Pappy echoed many of Hans’ ideas, and included the notion that a perfect album should be socially relevant and stand the test of time.  He said that it should be “listenable as a complete album or by individual songs,” and that of course it needed to “pass the 'listen-in-the-car' test.”  He gave me four that conformed to those ideals, in no particular order:  Born to Run by Bruce Springsteen, So by Peter Gabriel, New York by Lou Reed, and American Idiot by Green Day.

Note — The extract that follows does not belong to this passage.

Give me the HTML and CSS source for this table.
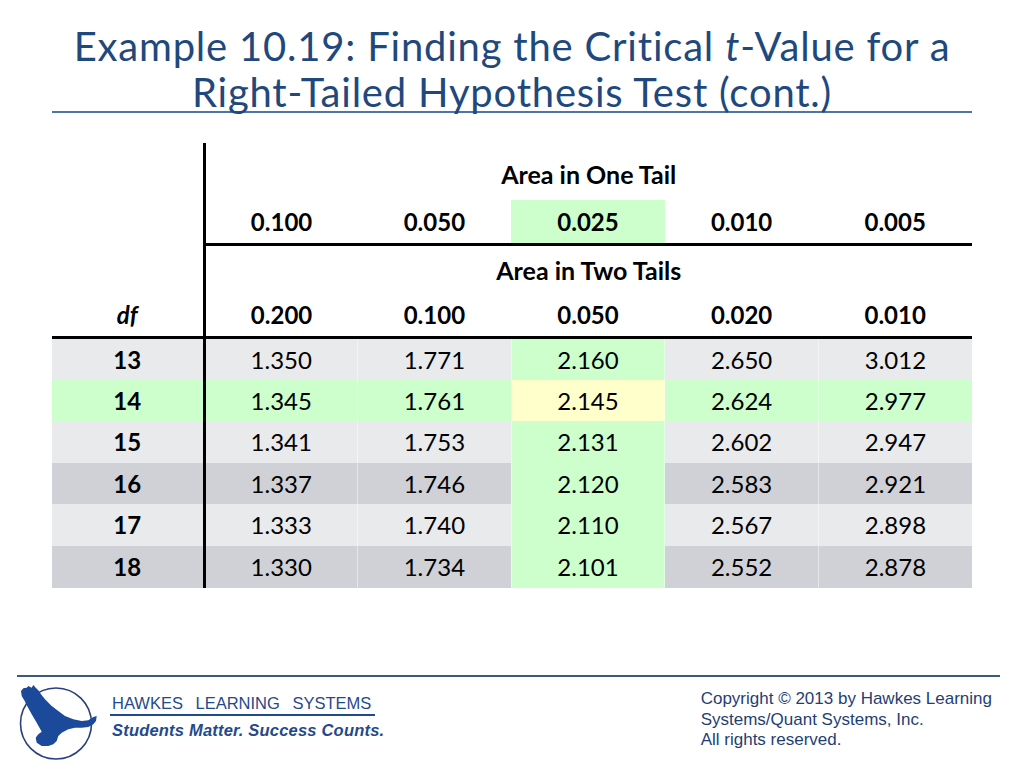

Rebel cited the first two Boston albums as his choices for perfection.  He gave a nod to the need for being timelessly classic and relevant.  Working through a list of songs, he demonstrated how Boston deals “with issues of life: relationships, inner peace, working to build a better life, and some good old party songs.”  One thing Rebel mentioned specifically was about the clarity of the music: “vocals are clean and understandable, with JAMMIN’ electric guitars.”  He insisted that, musically, a perfect album must “inspire thought…reflection…evoke feeling.”

Scooby Drew gave the nod to Led Zeppelin’s Physical Graffiti as a perfect album for its demonstration of LZ’s versatility.  He liked the full display of John Paul Jones’ “masterful arranging talent” and the alternation of virtuosity and riff-mastery by Jimmy Page.  He said “what I like most about this album is that LZ moved away from the heavy blues of their earlier albums; while there are obvious blues influences, they don’t dominate.” 

For me, an album that is “perfect” doesn’t necessarily have similarity between all the songs.  I think those songs need to sound cohesive within the context of the overall package, but, as in the case of Rock and Roll Over, the songs have too MUCH similarity.  No matter how I love the record – and I DO! – it’s all one flavor.  Same thing with Back in Black: it’s one scoop of vanilla after another.  It leaves me wanting just a *hint* of chocolate.  Ultimately, that’s what became my defining criteria for a “perfect” album: all the songs had to SOUND like the artist (that’s the cohesion), but there should be many flavors to break up an otherwise dull-sounding sameness.  Coming in a distant second to that – for me – is the sense that I don’t want to skip a single track, that doing so would diminish the majesty of the whole.  Sounds silly in a modern age of being able to pick-and-choose your own playlist on iTunes, but the whole band comes from an earlier time, when the entirety of an album was meant to be a statement.  By this logic, I’d also rule out Def Leppard’s Hysteria, an album that is SO dear to me…and it would be perfect if it was 10 tracks instead of 12.  There are just a couple of songs on there that…well, I could easily skip and still be satisfied.  My list of perfect albums would include:

            Wrecking Ball by Bruce Springsteen: I’m a late arrival to the Boss, but Pappy took me to see this tour and I listened to the album a LOT before the show.  Bruce is a chameleon who’s able to move from fist-pumping rockers to Quaalude-ish waltzes, sometimes from one track to the next.  This whole album just works for me, and I don’t want to skip a single song.
            Destroyer by Kiss: yeah, there had to be ONE on here, right?  The outlandish orchestration by producer Bob Ezrin alienated many fans from the band’s early years, but for me it all worked.  The whole things sounds cohesive, and ballads like Beth and Great Expectations are balanced by stadium-pleasers like Detroit Rock City and Do You Love Me.
            Some Girls by The Rolling Stones: for me, this is the ultimate.  It’s timeless but so much OF its time.  The Stones here present an astonishing cavalcade of personas: hard-driving blues rockers on Lies and When The Whip Comes Down, a honky-tonk country band on Just My Imagination and Far Away Eyes, a white-soul/Motown band for Beast of Burden and Shattered…hell, they’re even a disco quintet with their monster hit Miss You.  THIS is where I’d see Iron Fist end up: as a band that is respected (revered?) enough that they can break out of any stylistic inhibitions and just write and record SONGS.  Cohesive songs.  GREAT songs. 


So this is who we are: Bruce and Beatles, Kiss and Zeppelin, Stones and Boston and Green Day and Peter Gabriel.  Lou Reed.  Can you dig it?  I knew that you could!